I also always liked the military structure of the show. They have always had a pretty well-developed idea of leadership in tough situations; and their less-than-perfect solutions and equivocal moral dilemmas that leaders are forced by circumstance to act upon made them more than caricatures. Even the rank structure lent a disciplined organization to their story lines, that I confess was part of the appeal of the military service for me...but I'm still waiting for the right time to say to a subordinate "make it so" without sounding like a geek. I guess only Captain Picard can pull that off (**sigh**)

I like the way they have been able to avoid becoming one-dimensional in their treatment of social philosophies. By that I mean, for example, that while they treat money socialistically (as I mentioned above) they are not willing to jump into bed with every additional liberal idea just because most liberals take their philosophies as a packaged set that always go together. As an example, un-like liberals, they seem to esteem military discipline and to understand that resorting to arms when faced with a persistently aggressive foe is often a necessary part of responsible leadership and the protection of others.  

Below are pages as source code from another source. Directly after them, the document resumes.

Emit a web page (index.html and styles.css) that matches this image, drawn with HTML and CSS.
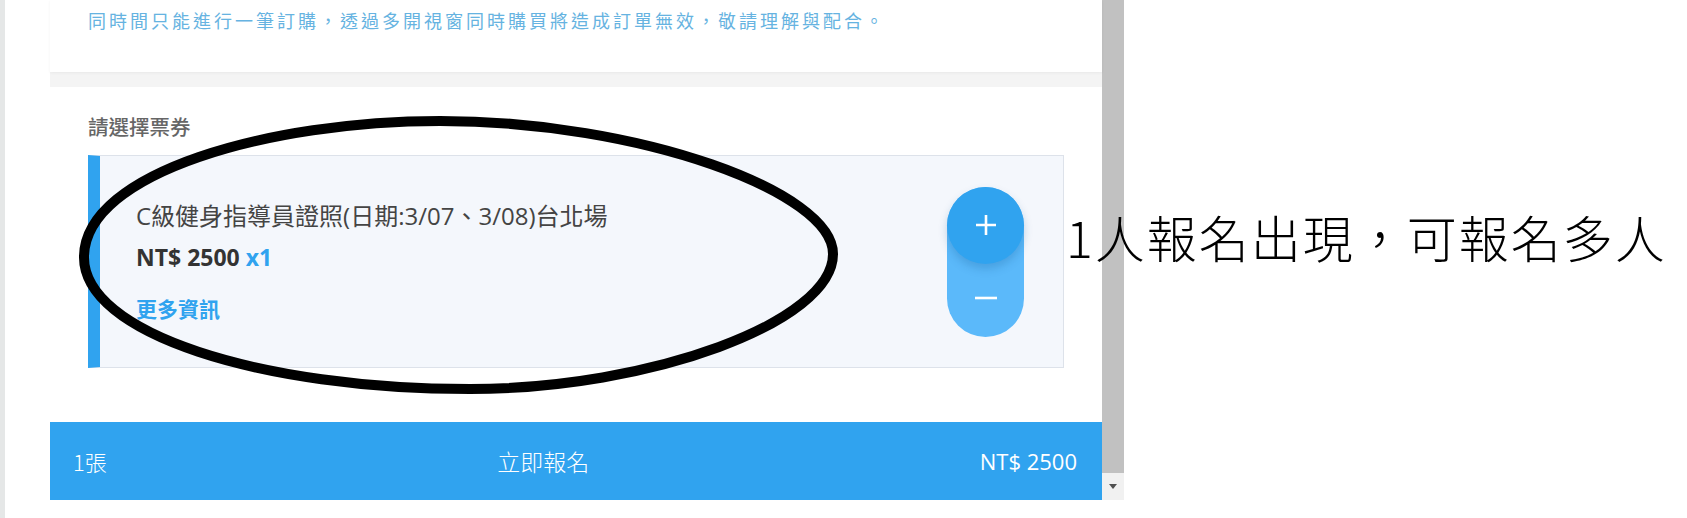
FILE: index.html
```html
<!DOCTYPE html>
<html lang="zh-Hant">
<head>
  <meta charset="UTF-8" />
  <meta name="viewport" content="width=device-width, initial-scale=1" />
  <title>請選擇票券</title>
  <link rel="stylesheet" href="styles.css">
</head>
<body>

  <div class="stage">
    <div class="edge"></div>

    <div class="viewport">
      <div class="page">
        <section class="notice">
          <p>同時間只能進行一筆訂購，透過多開視窗同時購買將造成訂單無效，敬請理解與配合。</p>
        </section>

        <div class="divider"></div>

        <section class="tickets">
          <h2 class="tickets-title">請選擇票券</h2>

          <article class="ticket-card">
            <div class="ticket-info">
              <p class="ticket-name">C級健身指導員證照(日期:3/07、3/08)台北場</p>
              <p class="ticket-price">NT$ 2500 <span class="ticket-qty">x1</span></p>
              <a class="ticket-more" href="#">更多資訊</a>
            </div>

            <div class="stepper">
              <button class="step step-plus" aria-label="增加">
                <svg width="22" height="22" viewBox="0 0 22 22">
                  <path d="M11 1v20M1 11h20" stroke="#fff" stroke-width="2.6" />
                </svg>
              </button>
              <button class="step step-minus" aria-label="減少">
                <svg width="22" height="22" viewBox="0 0 22 22">
                  <path d="M0 11h22" stroke="#fff" stroke-width="2.6" />
                </svg>
              </button>
            </div>
          </article>
        </section>

        <footer class="buy-bar">
          <span class="buy-count">1張</span>
          <span class="buy-action">立即報名</span>
          <span class="buy-total">NT$ 2500</span>
        </footer>
      </div>

      <div class="scrollbar">
        <div class="scroll-thumb"></div>
        <div class="scroll-down">
          <svg width="8" height="5" viewBox="0 0 8 5"><path d="M0 0h8L4 5z" fill="#505050" /></svg>
        </div>
      </div>
    </div>

    <!-- annotation drawn over the screenshot -->
    <svg class="mark" width="1687" height="518" viewBox="0 0 1687 518">
      <path d="M84 256 C 86 172 270 121 440 121 C 640 121 833 192 833 254 C 833 322 650 389 470 389 C 262 389 82 334 84 256 Z"
            fill="none" stroke="#000" stroke-width="10" />
    </svg>
    <p class="note">1人報名出現，可報名多人</p>
  </div>

</body>
</html>
```

FILE: styles.css
```css
* {
  box-sizing: border-box;
  margin: 0;
  padding: 0;
}

body {
  font-family: 'Open Sans', 'Noto Sans CJK TC', sans-serif;
  background: #fff;
  color: #333;
  width: 1687px;
  height: 518px;
  overflow: hidden;
}

.stage {
  position: relative;
  display: flex;
  height: 518px;
}

.edge {
  width: 5px;
  background: #e5e7e7;
}

.viewport {
  display: flex;
  width: 1119px;
  height: 500px;
}

.page {
  flex: 1;
  padding-left: 45px;
  display: flex;
  flex-direction: column;
}

.notice {
  height: 72px;
  padding: 6px 0 0 38px;
  background: #fff;
  box-shadow: 0 1px 3px rgba(0,0,0,0.05);
  position: relative;
  z-index: 1;
}

.notice p {
  font-family: 'Noto Sans CJK TC', sans-serif;
  font-size: 18px;
  line-height: 28px;
  letter-spacing: 3px;
  color: #66b3e1;
}

.divider {
  height: 15px;
  background: #f4f4f4;
}

.tickets {
  padding: 25px 38px 0 38px;
  height: 335px;
}

.tickets-title {
  font-family: 'Noto Sans CJK TC', sans-serif;
  font-size: 20.5px;
  line-height: 28px;
  font-weight: 500;
  color: #666;
  margin-bottom: 15px;
}

.ticket-card {
  height: 213px;
  background: #f4f7fc;
  border: 1px solid #dde2ea;
  border-left: 12px solid #30a3ef;
  display: flex;
  align-items: center;
  justify-content: space-between;
  padding: 0 39px 0 36px;
}

.ticket-name {
  font-size: 24px;
  line-height: 30px;
  color: #444;
}

.ticket-price {
  font-size: 23px;
  line-height: 30px;
  font-weight: 700;
  color: #333;
  margin-top: 11px;
}

.ticket-qty {
  color: #30a3ef;
}

.ticket-more {
  display: block;
  font-family: 'Noto Sans CJK TC', sans-serif;
  font-size: 21px;
  line-height: 30px;
  font-weight: 700;
  color: #30a3ef;
  text-decoration: none;
  margin-top: 21px;
}

.stepper {
  width: 77px;
  height: 150px;
  border-radius: 39px;
  background: #5bb9fa;
  display: flex;
  flex-direction: column;
}

.step {
  border: none;
  cursor: pointer;
  display: flex;
  align-items: center;
  justify-content: center;
  background: transparent;
}

.step-plus {
  height: 77px;
  border-radius: 50%;
  background: #30a3ef;
  box-shadow: 0 5px 8px rgba(20, 90, 150, 0.25);
}

.step-minus {
  flex: 1;
  padding-bottom: 4px;
}

.buy-bar {
  height: 78px;
  margin-top: auto;
  background: #30a3ef;
  color: #fff;
  display: flex;
  align-items: center;
  padding: 0 25px 0 23px;
  font-family: 'Noto Sans CJK TC', sans-serif;
  font-weight: 300;
}

.buy-count {
  font-size: 22px;
}

.buy-action {
  flex: 1;
  text-align: center;
  font-size: 23px;
}

.buy-total {
  font-family: 'Open Sans', sans-serif;
  font-weight: 400;
  font-size: 22px;
}

.scrollbar {
  width: 22px;
  display: flex;
  flex-direction: column;
}

.scroll-thumb {
  flex: 1;
  background: #c1c1c1;
}

.scroll-down {
  height: 27px;
  background: #f1f1f1;
  display: flex;
  align-items: center;
  justify-content: center;
}

.mark {
  position: absolute;
  left: 0;
  top: 0;
  pointer-events: none;
}

.note {
  position: absolute;
  left: 1066px;
  top: 206px;
  font-family: 'Noto Sans CJK TC', sans-serif;
  font-weight: 300;
  font-size: 50px;
  line-height: 60px;
  letter-spacing: 2px;
  color: #000;
  white-space: nowrap;
}
```
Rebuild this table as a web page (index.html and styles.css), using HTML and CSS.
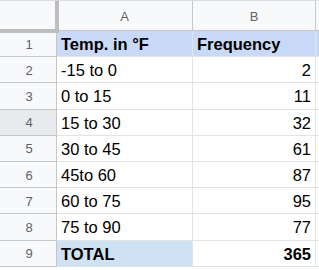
FILE: index.html
```html
<!DOCTYPE html>
<html>
<head>
<meta charset="utf-8">
<link rel="stylesheet" href="styles.css">
</head>
<body>
<div class="sheet">
  <div class="corner"></div>
  <div class="colhead">A</div>
  <div class="colhead">B</div>
  <div class="colhead rest"></div>

  <div class="rowhead">1</div>
  <div class="cell bold head-fill">Temp. in °F</div>
  <div class="cell bold head-fill">Frequency</div>
  <div class="cell rest head-fill"></div>

  <div class="rowhead">2</div>
  <div class="cell">-15 to 0</div>
  <div class="cell num">2</div>
  <div class="cell rest"></div>

  <div class="rowhead">3</div>
  <div class="cell">0 to 15</div>
  <div class="cell num">11</div>
  <div class="cell rest"></div>

  <div class="rowhead active">4</div>
  <div class="cell">15 to 30</div>
  <div class="cell num">32</div>
  <div class="cell rest"></div>

  <div class="rowhead">5</div>
  <div class="cell">30 to 45</div>
  <div class="cell num">61</div>
  <div class="cell rest"></div>

  <div class="rowhead">6</div>
  <div class="cell">45to 60</div>
  <div class="cell num">87</div>
  <div class="cell rest"></div>

  <div class="rowhead">7</div>
  <div class="cell">60 to 75</div>
  <div class="cell num">95</div>
  <div class="cell rest"></div>

  <div class="rowhead">8</div>
  <div class="cell">75 to 90</div>
  <div class="cell num">77</div>
  <div class="cell rest"></div>

  <div class="rowhead">9</div>
  <div class="cell bold total-fill">TOTAL</div>
  <div class="cell num bold">365</div>
  <div class="cell rest"></div>
</div>
</body>
</html>
```

FILE: styles.css
```css
* { box-sizing: border-box; }
html, body { margin: 0; padding: 0; background: #fff; }
body { font-family: "Liberation Sans", Arial, sans-serif; }

.sheet {
  display: grid;
  grid-template-columns: 57px 136px 123px 1fr;
  grid-template-rows: 30px repeat(9, 26.2px);
  width: 319px;
  height: 270px;
  overflow: hidden;
  border-top: 1px solid #dadce0;
}

.corner {
  background: #f8f9fa;
  border-right: 1px solid #c4c7c5;
  position: relative;
}
.corner::before {
  content: "";
  position: absolute;
  left: 0; top: -1px;
  width: 55px; height: 29px;
  border-right: 4px solid #bdbdbd;
  border-bottom: 4px solid #bdbdbd;
}

.colhead {
  background: #f8f9fa;
  color: #5f6368;
  font-size: 13px;
  display: flex;
  align-items: center;
  justify-content: center;
  padding-top: 1px;
  border-right: 1px solid #c4c7c5;
  border-bottom: 1px solid #c4c7c5;
}
.colhead.rest { border-right: none; }

.rowhead {
  background: #f8f9fa;
  color: #5f6368;
  font-size: 13px;
  display: flex;
  align-items: center;
  justify-content: center;
  padding-left: 2px;
  padding-top: 1px;
  border-right: 1px solid #c4c7c5;
  border-bottom: 1px solid #c4c7c5;
}
.rowhead.active { background: #e8eaed; }

.cell {
  font-size: 16.5px;
  color: #000;
  display: flex;
  align-items: center;
  padding: 2px 4px 0 4px;
  border-right: 1px solid #e2e3e3;
  border-bottom: 1px solid #e2e3e3;
  white-space: nowrap;
}
.cell.rest { border-right: none; }
.num { justify-content: flex-end; }
.bold { font-weight: bold; }
.head-fill { background: #c9daf8; }
.total-fill { background: #cfe2f3; }
```
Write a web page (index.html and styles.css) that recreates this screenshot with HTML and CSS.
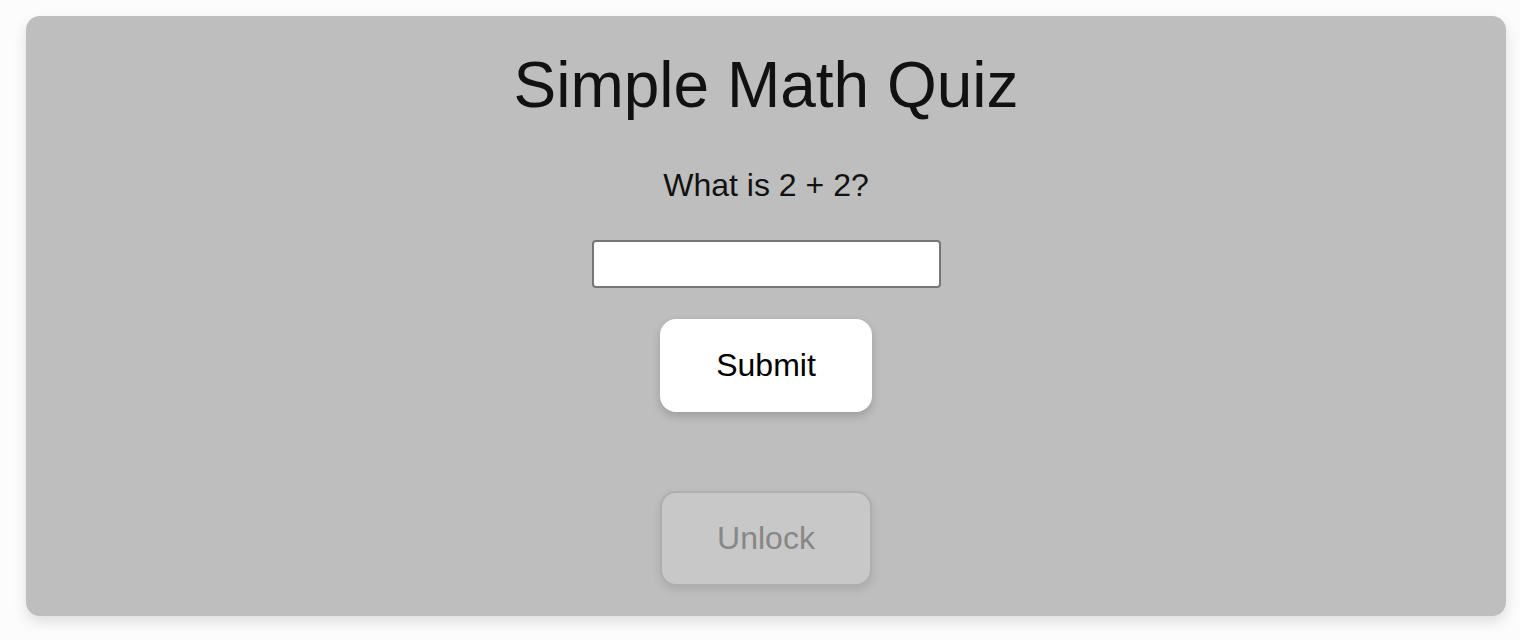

Also unusual in the Hollywood, Left Coast culture, their characters didn't take the typical "if it feels good do it" approach...rather they valued striving and hard work towards a difficult goal even if doing so proved unpleasant; and even more they showed moral judgment as the positive thing that it is (good judgment, after all, is a part of the definition of maturity and a big part of what separates us from animals) rather than treat it as most Hollywood leftists and liberals do.

But beyond all that...I just LOVE The Enterprise as a ship! I mean, it's ridiculously cool, and it's awesome to see it swoop through the galaxy!